Supporters of AW’s coast to coast walk aren’t asking for huge sums of money. Just enough to ensure its preservation for future generations. Fifty-three local, district and county councils, plus national parks, members of the Wainwright Society and celebrity walkers, are all onside with Sunak’s campaign.
Mrs. May is probably busy with other pressing issues at present, but even if undertaking AW’s 190-mile walk is asking a bit much, could our rambling PM give ministers a firm nudge in AW’s direction?
THOSE ESCAPING FIVERS
THE Keswick bloke who wanted animal products used in the making of the new “plastic” fivers banned, could be on to something after all, for I reckon these new notes are forming an escape committee.

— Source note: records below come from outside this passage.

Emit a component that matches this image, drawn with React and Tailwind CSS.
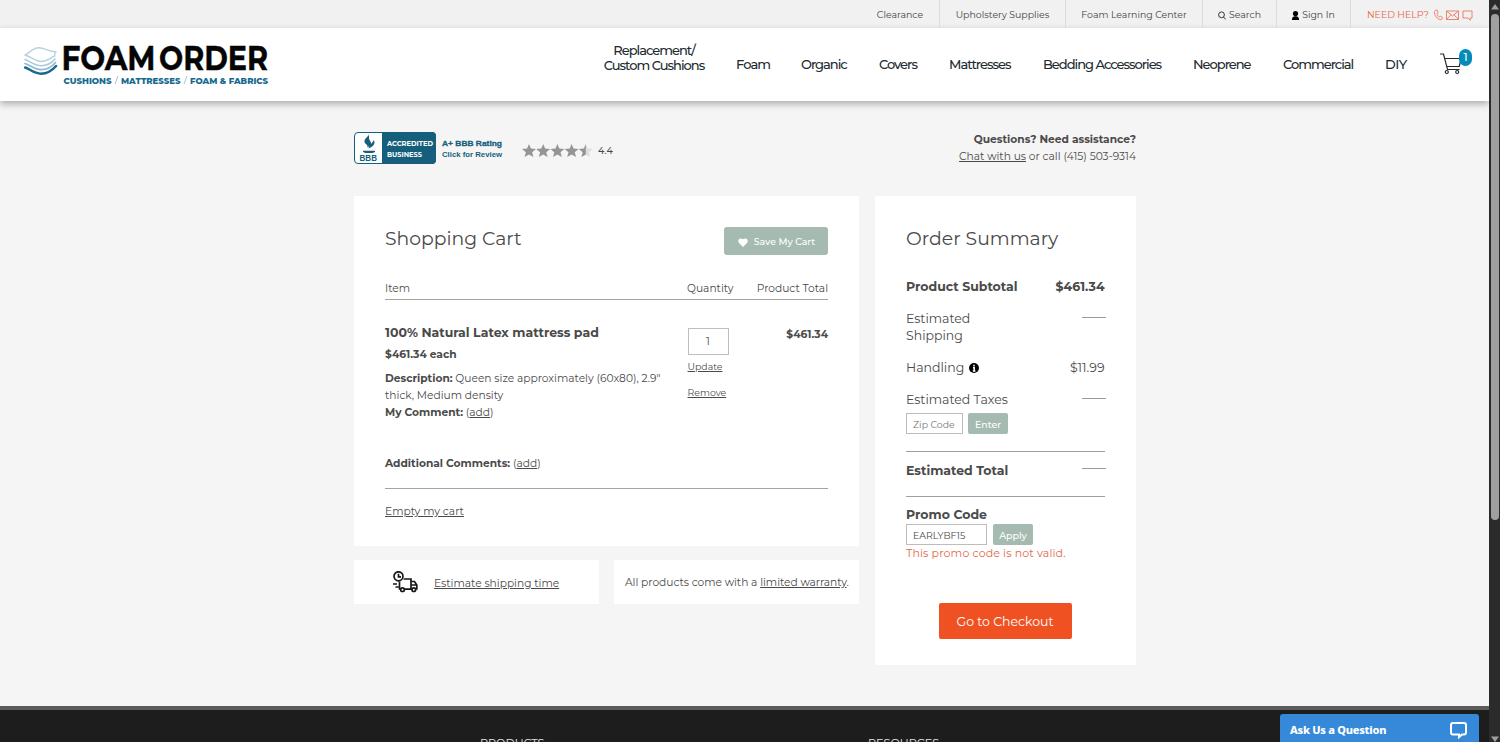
import React from "react";

const star = "M7 0l1.9 4.6 5.1.4-3.9 3.2 1.3 4.9L7 10.4l-4.400 2.700 1.300-4.900L0 5l5.100-.4z";

function Logo() {
  return (
    <svg width="248" height="44" viewBox="0 0 248 44" className="block">
      <g fill="none" strokeLinejoin="round" strokeLinecap="round">
        <path d="M1.200 24.500C6 26 10 30.500 17 30.700c7 0 11-3 15-7.700" stroke="#15698f" strokeWidth="2.500" />
        <path d="M1 20.500C6 22 10 26.500 17 26.700c7 0 11-3 14.500-7.200" stroke="#8fb9cf" strokeWidth="1.700" />
        <path d="M1 16.500C6 18 10 22.500 17 22.700c7 0 11-3 14-6.700" stroke="#a9cadb" strokeWidth="1.500" />
        <path d="M.9 12C5.500 10.500 8 4.800 15 4.800c6 0 9 3.900 17 4-1.700 1.700-1.500 3-1.300 4.200-4 1.500-7 5.300-13.200 5.500C10.500 18.500 6.500 13 .9 12z" fill="#fff" stroke="#b9d2df" strokeWidth="1.500" />
      </g>
      <g fontFamily="Montserrat, Lato, sans-serif" fontWeight="700" fontSize="35" fill="#050505" stroke="#050505" strokeWidth=".4">
        <text x="37.500" y="26.800" textLength="94" lengthAdjust="spacingAndGlyphs">FOAM</text>
        <text x="135" y="26.800" textLength="109" lengthAdjust="spacingAndGlyphs">ORDER</text>
      </g>
      <g fontFamily="Montserrat, Lato, sans-serif" fontWeight="800" fontSize="8" fill="#15698f">
        <text x="39.500" y="40.600" textLength="48" lengthAdjust="spacingAndGlyphs">CUSHIONS</text>
        <text x="97" y="40.600" textLength="59.500" lengthAdjust="spacingAndGlyphs">MATTRESSES</text>
        <text x="166" y="40.600" textLength="78" lengthAdjust="spacingAndGlyphs">FOAM &amp; FABRICS</text>
      </g>
      <path d="M91 41l3-8M160 41l3-8" stroke="#a3c5d8" strokeWidth="1" />
    </svg>
  );
}

function Header() {
  return (
    <header className="relative">
      <div className="flex h-7 justify-end bg-[#f1f1f1] text-[9.4px] leading-[30px] whitespace-nowrap text-[#444]">
        <div className="flex w-[79px] justify-center border-r border-[#dcdcdf]">Clearance</div>
        <div className="flex w-[126px] justify-center border-r border-[#dcdcdf]">Upholstery Supplies</div>
        <div className="flex w-[137px] justify-center border-r border-[#dcdcdf]">Foam Learning Center</div>
        <div className="flex w-[74px] justify-center gap-[3px] border-r border-[#dcdcdf]">
          <svg className="mt-[11px]" width="8" height="9" viewBox="0 0 8 9" fill="none" stroke="#333"><circle cx="3.500" cy="3.800" r="2.900" /><path d="M5.500 6l2.300 2.500" /></svg>
          Search
        </div>
        <div className="flex w-[74px] justify-center gap-[3px] border-r border-[#dcdcdf]">
          <svg className="mt-[11px]" width="7" height="9" viewBox="0 0 7 9" fill="#000"><circle cx="3.500" cy="2.600" r="2.600" /><path d="M0 9V7.500Q.5 5.500 2.500 5.300h2Q6.500 5.500 7 7.500V9z" /></svg>
          Sign In
        </div>
        <div className="flex w-[138px] pl-4 text-[#e8674d]">
          <span className="w-[62px]">NEED HELP?</span>
          <svg className="mt-[9px] ml-[4px]" width="41" height="12" viewBox="0 0 41 12" fill="none" stroke="#ed7761" strokeWidth=".9">
            <path d="M2.800 1 1.500 2.400c-.5 4 3 8 6.300 8.300L9.500 9.500l-.2-1.200-2-1-1.100.8C4.800 7 4.100 5.500 4 4.600l1-.8-.6-2.500z" />
            <path d="M13.500 2h12v8.500h-12zM13.500 2l6 5 6-5M13.500 10.500l4.500-4.800M25.500 10.500l-4.500-4.800" />
            <path d="M30 2h9v7h-1.700v2.200L35 9h-5z" />
          </svg>
        </div>
      </div>
      <div className="flex h-[73px] bg-white pt-4 pl-6 shadow-[0_3px_7px_rgba(0,0,0,0.3)]">
        <div className="-mt-px w-[579px]"><Logo /></div>
        <nav className="flex gap-[31px] pt-[13px] text-[13px] leading-[15px] font-medium tracking-[-1px] whitespace-nowrap text-[#222a30]">
          <a className="-mt-[14px] flex w-[102px] flex-col items-center"><span>Replacement/</span><span>Custom Cushions</span></a>
          <a className="w-[34px] tracking-[-0.9px]">Foam</a>
          <a className="w-[47px]">Organic</a>
          <a className="w-[39px]">Covers</a>
          <a className="w-[63px]">Mattresses</a>
          <a className="w-[119px]">Bedding Accessories</a>
          <a className="w-[58px]">Neoprene</a>
          <a className="ml-px w-[71px]">Commercial</a>
          <a className="w-[23px] tracking-[-0.400px]">DIY</a>
        </nav>
        <div className="relative ml-[32px] h-9 w-9 pt-[9px]">
          <svg width="22" height="22" viewBox="0 0 22 22" fill="none" stroke="#252a30" strokeWidth="1.200"><path d="M0 1h3.500l4 15.500h12M4.600 5.500h16.500l-1.800 8H6.700" /><circle cx="6.800" cy="19" r="1.500" /><circle cx="17.200" cy="19" r="1.500" /></svg>
          <span className="absolute top-[5px] left-[19px] flex h-[17px] w-[13px] items-center justify-center rounded-full bg-[#038bb9] text-[11px] font-medium text-white">1</span>
        </div>
      </div>
    </header>
  );
}

function Trust() {
  return (
    <div className="flex h-[64px] items-start justify-between whitespace-nowrap">
      <div className="flex items-center">
        <svg width="156" height="32" viewBox="0 0 156 32" className="block">
          <rect x=".5" y=".5" width="81" height="31" rx="3.500" fill="#fff" stroke="#155f7f" strokeWidth="1" />
          <path d="M28 0h50q4 0 4 4v24q0 4-4 4H28z" fill="#155f7c" />
          <path d="M15 2.500c-1 2.500-5 4-4.500 7.500.5 2.200 4 2.800 2.800 5.500 3.200-1.500 5-4.200 2.700-6.700-1.500-1.800-.8-4.300-1-6.300zM19.500 8c-.2 3-4.200 4-5 8.500 3-1.200 5.500-3 6-5.500.2-1.400-.4-2-1-3zM9 18.700h12v1.200l-2.500 1.100h-7L9 19.900z" fill="#155f7c" />
          <g fontFamily="Montserrat, sans-serif" fontWeight="700" fill="#155f7c">
            <text x="5.500" y="28.800" fontSize="8.500" fontFamily="Liberation Sans, Arial, sans-serif" textLength="17.500" lengthAdjust="spacingAndGlyphs">BBB</text>
            <text x="33" y="14.300" fontSize="7.300" fill="#fff" textLength="46" lengthAdjust="spacingAndGlyphs">ACCREDITED</text>
            <text x="33" y="24.600" fontSize="7.300" fill="#fff" textLength="35" lengthAdjust="spacingAndGlyphs">BUSINESS</text>
            <g fontFamily="Liberation Sans, Arial, sans-serif">
              <text x="88" y="14.300" fontSize="8" stroke="#155f7c" strokeWidth=".3" textLength="60" lengthAdjust="spacingAndGlyphs">A+ BBB Rating</text>
              <text x="88" y="24.600" fontSize="8" textLength="60" lengthAdjust="spacingAndGlyphs">Click for Review</text>
            </g>
          </g>
        </svg>
        <svg className="mt-[5px] ml-[12px]" width="71" height="14" viewBox="0 0 71 14" fill="#959595">
          <path d={star} /><path d={star} transform="translate(14.200 0)" /><path d={star} transform="translate(28.400 0)" /><path d={star} transform="translate(42.600 0)" />
          <path d={star} transform="translate(56.800 0)" fill="#dedede" />
          <path d="M63.800 0v10.400l-4.400 2.700 1.300-4.900L56.800 5l5.100-.4z" />
        </svg>
        <span className="mt-[7px] ml-[5px] text-[9.4px] font-medium">4.4</span>
      </div>
      <div className="-mt-[2px] text-right text-[10.67px] leading-[17px]">
        <div className="pt-[0.5px] font-bold">Questions? Need assistance?</div>
        <div><a className="underline">Chat with us</a> or call (415) 503-9314</div>
      </div>
    </div>
  );
}

function Cart() {
  return (
    <section className="h-[350px] bg-white px-[31px] pt-[31px] whitespace-nowrap">
      <div className="flex h-7 items-start justify-between">
        <h1 className="text-[18.8px] leading-[24px]">Shopping Cart</h1>
        <button className="flex h-7 w-[104px] items-center justify-center gap-[6px] rounded-[3px] bg-[#a5bbb2] pt-[2px] pl-px text-[9.4px] font-medium text-white">
          <svg width="10" height="9" viewBox="0 0 10 9" fill="#fff"><path d="M5 9 .8 4.800C-.9 2 1.800-1.200 5 1.300 8.200-1.200 10.900 2 9.200 4.800z" /></svg>
          Save My Cart
        </button>
      </div>
      <div className="mt-[24px] flex h-[21px] border-b border-[#a3a3a3] text-[10.67px] leading-[20px]">
        <span className="w-[302px]">Item</span><span className="w-[58px]">Quantity</span><span className="flex-1 text-right">Product Total</span>
      </div>
      <div className="flex h-[189px] border-b border-[#a3a3a3] pt-[24px]">
        <div className="w-[303px] text-[10.67px] leading-[17px]">
          <div className="text-[12.5px] leading-[18px] font-bold">100% Natural Latex mattress pad</div>
          <div className="mt-[4px] font-bold">$461.34 each</div>
          <div className="mt-[7px]"><b>Description:</b> Queen size approximately (60x80), 2.9"<br />thick, Medium density</div>
          <div><b>My Comment:</b> (<a className="underline">add</a>)</div>
          <div className="mt-[34px]"><b>Additional Comments:</b> (<a className="underline">add</a>)</div>
        </div>
        <div className="-ml-px flex w-[60px] flex-col items-start pt-[4px] text-[9.4px]">
          <span className="ml-px flex h-[27px] w-[41px] items-center justify-center border border-[#bdbdbd] pt-px pr-px text-[10.67px]">1</span>
          <a className="mt-[5px] ml-[0.5px] leading-[14px] underline">Update</a>
          <a className="mt-[12px] ml-[0.5px] leading-[14px] underline">Remove</a>
        </div>
        <span className="flex-1 pt-[3px] text-right text-[10.67px] font-bold">$461.34</span>
      </div>
      <a className="mt-[15px] block text-[10.67px] leading-[15px] underline">Empty my cart</a>
    </section>
  );
}

function TruckIcon() {
  return (
    <svg width="26" height="22" viewBox="0 0 26 22" fill="none" stroke="#171717" strokeWidth="1.700">
      <circle cx="5.500" cy="5.300" r="4.500" /><path d="M5.500 2.800v3H8M10.500 8h7.500v10M6.500 10.500V18H8M18 10.500h3.500l2.300 3.500V18h-1M18.500 14h5M0 13h4M2.500 16h3M11 18.200h8" />
      <circle cx="9.500" cy="18.700" r="1.800" /><circle cx="20.800" cy="18.700" r="1.800" />
    </svg>
  );
}

function Summary() {
  return (
    <aside className="h-[469px] w-[261px] bg-white pt-[31px] pr-[31.500px] pl-[31px] text-[12.5px] leading-[17px] whitespace-nowrap">
      <h2 className="text-[18.8px] leading-[24px]">Order Summary</h2>
      <div className="mt-[27px] flex justify-between font-bold"><span>Product Subtotal</span><span>$461.34</span></div>
      <div className="mt-[15px] flex justify-between"><span>Estimated<br />Shipping</span><i className="-mr-px mt-[7px] h-px w-6 bg-[#9a9a9a]" /></div>
      <div className="mt-[15px] flex justify-between">
        <span className="flex items-center gap-[5px]">Handling
          <svg width="10" height="10" viewBox="0 0 10 10"><circle cx="5" cy="5" r="5" fill="#000" /><path d="M5 1.800v1.700M4 4.800h1.200V8M3.800 8h2.600" stroke="#fff" strokeWidth="1.500" /></svg>
        </span>
        <span>$11.99</span>
      </div>
      <div className="mt-[15px] flex justify-between"><span>Estimated Taxes</span><i className="-mr-px mt-[7px] h-px w-6 bg-[#9a9a9a]" /></div>
      <div className="mt-[5px] flex gap-[6px] text-[9.4px]">
        <span className="flex h-[21px] w-[57px] items-center border border-[#bdbdbd] pt-[2px] pl-[6px] text-[#777]">Zip Code</span>
        <span className="-ml-px flex h-[21px] w-[40px] items-center justify-center rounded-[2px] bg-[#a5bbb2] pt-[2px] font-medium text-white">Enter</span>
      </div>
      <div className="mt-[17px] flex h-[46px] justify-between border-y border-[#a0a0a0] pt-[10px]"><b>Estimated Total</b><i className="-mr-px mt-[6px] h-px w-6 bg-[#9a9a9a]" /></div>
      <div className="mt-[9px] font-bold">Promo Code</div>
      <div className="mt-[1px] flex gap-[6px] text-[9.4px]">
        <span className="flex h-[21px] w-[81px] items-center border border-[#bdbdbd] pt-[2px] pl-[6px]">EARLYBF15</span>
        <span className="flex h-[21px] w-[40px] items-center justify-center rounded-[2px] bg-[#a5bbb2] pt-[2px] font-medium text-white">Apply</span>
      </div>
      <div className="text-[11px] tracking-[0.130px] text-[#e0694a]">This promo code is not valid.</div>
      <button className="mt-[41px] ml-[32.500px] h-[36px] w-[133px] rounded-[2px] bg-[#f05123] text-[12.5px] text-white">Go to Checkout</button>
    </aside>
  );
}

export default function App() {
  return (
    <div className="relative flex h-[742px] w-[1500px] overflow-hidden bg-[#f5f5f5] font-['Montserrat','Inter',sans-serif] text-[#4a4a4a]">
      <div className="flex w-[1489px] flex-col overflow-hidden">
        <Header />
        <main className="ml-[354px] h-[605px] w-[782px] shrink-0 pt-[31px]">
          <Trust />
          <div className="flex gap-4">
            <div className="w-[505px]">
              <Cart />
              <div className="mt-[14px] flex gap-[15px] text-[10.67px] whitespace-nowrap">
                <div className="flex h-[44px] w-[245px] items-center bg-white pl-[39px]"><TruckIcon /><a className="mt-[3px] ml-[15px] underline">Estimate shipping time</a></div>
                <div className="flex h-[44px] w-[245px] items-center bg-white pl-[11px]"><span className="mt-px tracking-[-0.02px]">All products come with a <a className="underline">limited warranty</a>.</span></div>
              </div>
            </div>
            <Summary />
          </div>
        </main>
        <footer className="flex h-9 shrink-0 border-t-4 border-[#5b5b5b] bg-[#1d1d1d] pt-[25px] text-[11.2px] text-[#e2e2e2]">
          <span className="ml-[480px] w-[388px]">PRODUCTS</span><span>RESOURCES</span>
        </footer>
      </div>
      <div className="flex w-[11px] flex-col items-center bg-[#2b2b2b]">
        <svg className="mt-1" width="8" height="6" viewBox="0 0 8 6" fill="#9f9f9f"><path d="M4 0l4 5.500H0z" /></svg>
        <div className="mt-1 h-[506px] w-2 rounded-full bg-[#9f9f9f]" />
        <svg className="mt-auto" width="8" height="6" viewBox="0 0 8 6" fill="#9f9f9f"><path d="M4 6L0 .5h8z" /></svg>
      </div>
      <div className="absolute bottom-0 left-[1280px] flex h-7 w-[199px] items-center justify-between rounded-t-[3px] bg-[#3689d8] pt-1 pr-3 pl-[10px] font-['Noto_Sans',sans-serif] text-[11px] font-extrabold text-white">
        <span className="tracking-[-0.250px]">Ask Us a Question</span>
        <svg width="17" height="17" viewBox="0 0 17 17" fill="none" stroke="#fff" strokeWidth="2"><path d="M3 1h11q2 0 2 2v7.500q0 2-2 2h-2l-3 2.700v-2.700H3q-2 0-2-2V3q0-2 2-2z" /></svg>
      </div>
    </div>
  );
}
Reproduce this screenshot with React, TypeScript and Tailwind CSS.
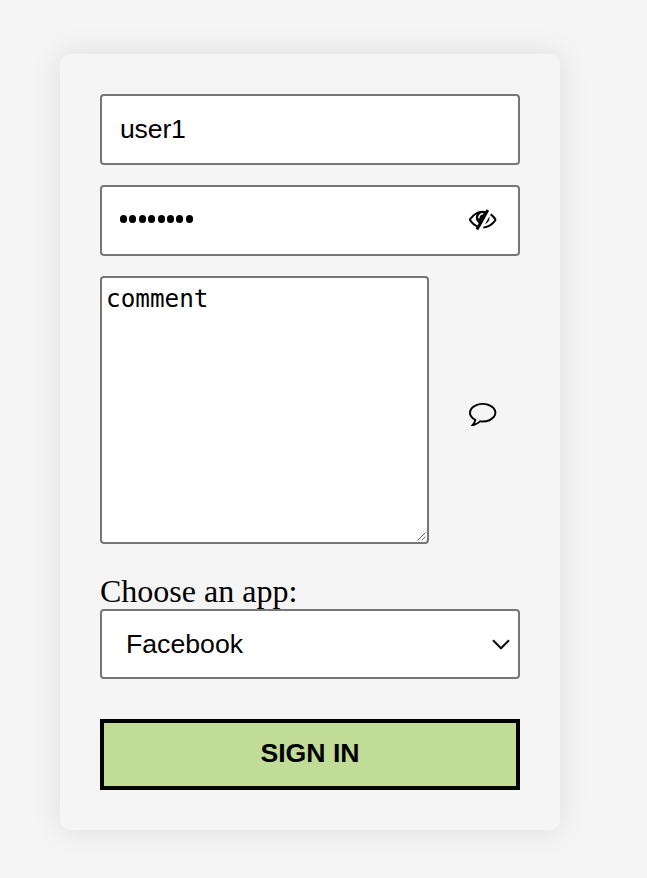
import { useState } from "react";

const ARIAL = "font-['Liberation_Sans',Arial,sans-serif]";

function EyeSlashIcon() {
  return (
    <svg viewBox="0 0 1792 1792" className="mb-[3px] size-[27.4px] fill-black">
      <path d="M555 1335l78-141q-87-63-136-159t-49-203q0-121 61-225-229 117-381 353 167 258 427 375zm389-759q0-20-14-34t-34-14q-125 0-214.5 89.5t-89.5 214.5q0 20 14 34t34 14 34-14 14-34q0-86 61-147t147-61q20 0 34-14t14-34zm363-191q0 7-1 9-106 189-316 567t-315 566l-49 89q-10 16-28 16-12 0-134-70-16-10-16-28 0-12 44-87-143-65-263.5-173t-208.5-245q-20-31-20-69t20-69q153-235 380-371t496-136q89 0 180 17l54-97q10-16 28-16 5 0 18 6t31 15.5 33 18.5 31.5 18.5 19.5 11.5q16 10 16 27zm37 447q0 139-79 253.5t-209 164.5l280-502q8 45 8 84zm448 128q0 35-20 69-39 64-109 145-150 172-347.5 267t-419.5 95l74-132q212-18 392.5-137t301.5-307q-115-179-282-294l63-112q95 64 182.5 153t144.5 178q20 34 20 69z" />
    </svg>
  );
}

function CommentIcon() {
  return (
    <svg viewBox="0 0 1792 1792" className="mt-[5px] size-[27.4px] fill-black">
      <path d="M896 384q-204 0-381.5 69.5t-282 187.5-104.5 255q0 112 71.5 213.5t201.5 175.5l87 50-27 96q-24 91-70 172 152-63 275-171l43-38 57 6q69 8 130 8 204 0 381.5-69.5t282-187.5 104.5-255-104.5-255-282-187.5-381.5-69.5zm896 512q0 174-120 321.5t-326 233-450 85.5q-70 0-145-8-198 175-460 242-49 14-114 22h-5q-15 0-27-10.5t-16-27.5v-1q-3-4-.5-12t2-10 4.5-9.5l6-9 7-8.5 8-9q7-8 31-34.5t34.5-38 31-39.5 32.5-51 27-59 26-76q-157-89-247.5-220t-90.5-281q0-130 71-248.5t191-204.5 286-136.5 348-50.5 348 50.5 286 136.5 191 204.5 71 248.5z" />
    </svg>
  );
}

export default function App() {
  const [user, setUser] = useState("user1");
  const [comment, setComment] = useState("comment");

  return (
    <main className="h-[878px] overflow-hidden bg-[#f5f5f5] pl-[60px] pt-[54px] text-black">
      <form className="flex h-[776px] w-[500px] flex-col rounded-[10px] bg-[#f5f5f5] p-10 shadow-[0_0_30px_rgba(0,0,0,0.1)]">
        <input
          value={user}
          onChange={(e) => setUser(e.target.value)}
          className={`h-[71px] w-full shrink-0 rounded-[4px] border-2 border-[#767676] bg-white px-[18px] pb-[1px] text-[26.67px] tracking-[-0.2px] outline-none ${ARIAL}`}
        />

        <div className="mt-5 flex h-[71px] shrink-0 items-center justify-between rounded-[4px] border-2 border-[#767676] bg-white pl-[18px] pr-[21.5px]">
          <div className="mt-[-3px] flex gap-[2.3px]">
            {Array.from({ length: 8 }, (_, i) => (
              <span key={i} className="h-[7.6px] w-[7.1px] rounded-full bg-black" />
            ))}
          </div>
          <EyeSlashIcon />
        </div>

        <div className="mt-5 flex h-[268px] shrink-0 items-center justify-between pr-[23.5px]">
          <div className="relative h-full w-[329px]">
            <textarea
              value={comment}
              onChange={(e) => setComment(e.target.value)}
              className="block size-full resize-none rounded-[4px] border-2 border-[#767676] bg-white px-1 py-[6px] font-['DejaVu_Sans_Mono',monospace] text-[24.3px] leading-[30px] outline-none"
            />
            <svg viewBox="0 0 9 9" className="absolute bottom-[3px] right-[3px] size-[9px]" fill="none" stroke="#555" strokeWidth="0.9">
              <path d="M.5 8.5l8-8M4.5 8.5l4-4" />
            </svg>
          </div>
          <CommentIcon />
        </div>

        <label className="mt-[29px] h-[36px] shrink-0 font-['Liberation_Serif','Times_New_Roman',serif] text-[32px] leading-[36px]">
          Choose an app:
        </label>
        <div className={`flex h-[70px] shrink-0 items-center justify-between rounded-[4px] border-2 border-[#767676] bg-white pl-6 pr-[8px] text-[26.67px] ${ARIAL}`}>
          <span>Facebook</span>
          <svg viewBox="0 0 18 11" className="h-[11px] w-[18px]" fill="none" stroke="#111" strokeWidth="2.2">
            <path d="M1 1.2l8 8 8-8" />
          </svg>
        </div>

        <button type="button" className={`mt-10 h-[71px] shrink-0 border-4 border-black bg-[#c1dc97] pb-[4px] text-[26.67px] font-bold ${ARIAL}`}>
          SIGN IN
        </button>
      </form>
    </main>
  );
}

The other day a kind woman stopped me in the street to point out that a £5 note had almost extricated itself from my pocket and I was about to lose it.
Since then I’ve noticed that the new fivers are a bit too smooth and slippery for comfort. They have a life of their own. A fiver in your trouser pocket can’t resist an invitation to escape faster than Steve McQueen on a motor bike.
And it’s not just me noticing this strange behaviour by the new fivers. There’s been chat on the Internet about it. Posters reckon that it’s something do with the polymers in the notes reacting with polymers in our clothing.
One poster I read delivered this sobering warning. Under no circumstance put a fiver in a shirt pocket. An open invitation to scarper, apparently. Don’t say you weren’t warned.